While Borthakur’s work as district NRC officer in charge takes him to different places his first passion is tea and thus the tea bungalows loomed large in his horizon.

He said that he had chronicled nine bungalows of Cinnamara tea estate which has a total of 19 including those in the out divisions and adjoining Tocklai tea estate, which was once part of the Cinnamara Tea Estate.

Borthakur revealed a long list of his sources from whom he had collected the information from some people like Shitangshu Hazarika, Manager of Naginijan TE, Bipul Potongiya, Manager of Missamora TE, Swapan Deka, Manager of Cinnamara TE, Diganta Baruah from Delhi who was at Cinnamara TE during his childhood. Geetaly Hazarika whose father worked at Cinnamara in 1970’s, Nawab Ashrafut Daula, whose father and uncle both worked at Cinnamara, Janardan Sarma, who lives near the garden.

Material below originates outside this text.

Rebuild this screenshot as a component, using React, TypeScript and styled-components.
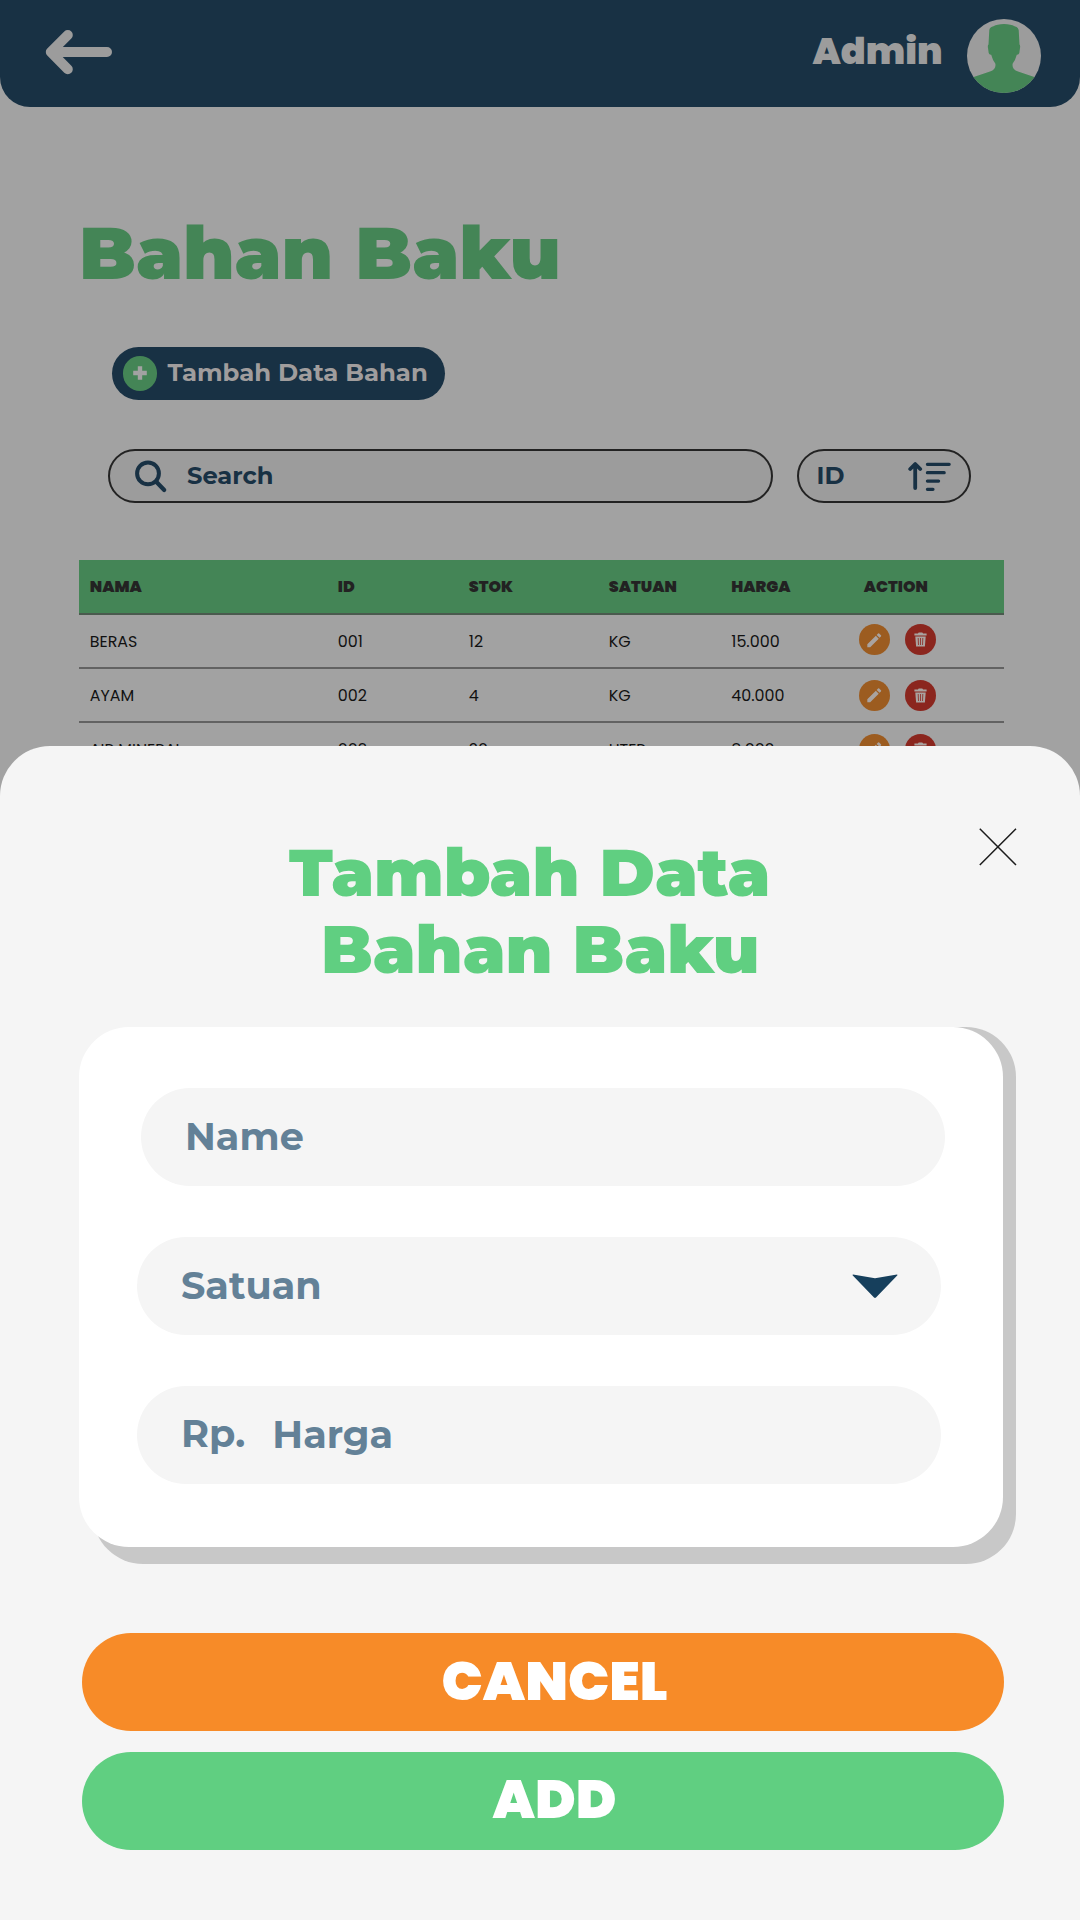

Information was garnered from Iftikar Hussain, former Commissioner, upper Assam, Tanuj Goswami,, retired CEO, Jorhat Zila Parishad Debojit Goswami who works at Cinnamara TE now.  And also from Lakhimi Nayak, Meena Tasha and anganwadi workers at Cinnamara.

“I also drew a few interesting facts from some  memoirs by various writers, some from books like ‘All about tea , a history of Jorehaut tea company,, articles from some journals, etc.” he said.

“It was (late) Puran Mirdha, an old tea worker I met several years ago who threw interesting light on British managers under whom he had served,” Borthakur said.

Narrating about the welfare activities initiated by the British towards the labourers during 50’s and 60’s as told by Mirdha, Borthakur said that the Cinnamara tea estate hospital was one of the best in those times.

“The Managers had cared for us, our health and families, our houses were painted annually, the lines kept clean and we had running water in our taps, something not made available now,” Mirdha had told Borthakur.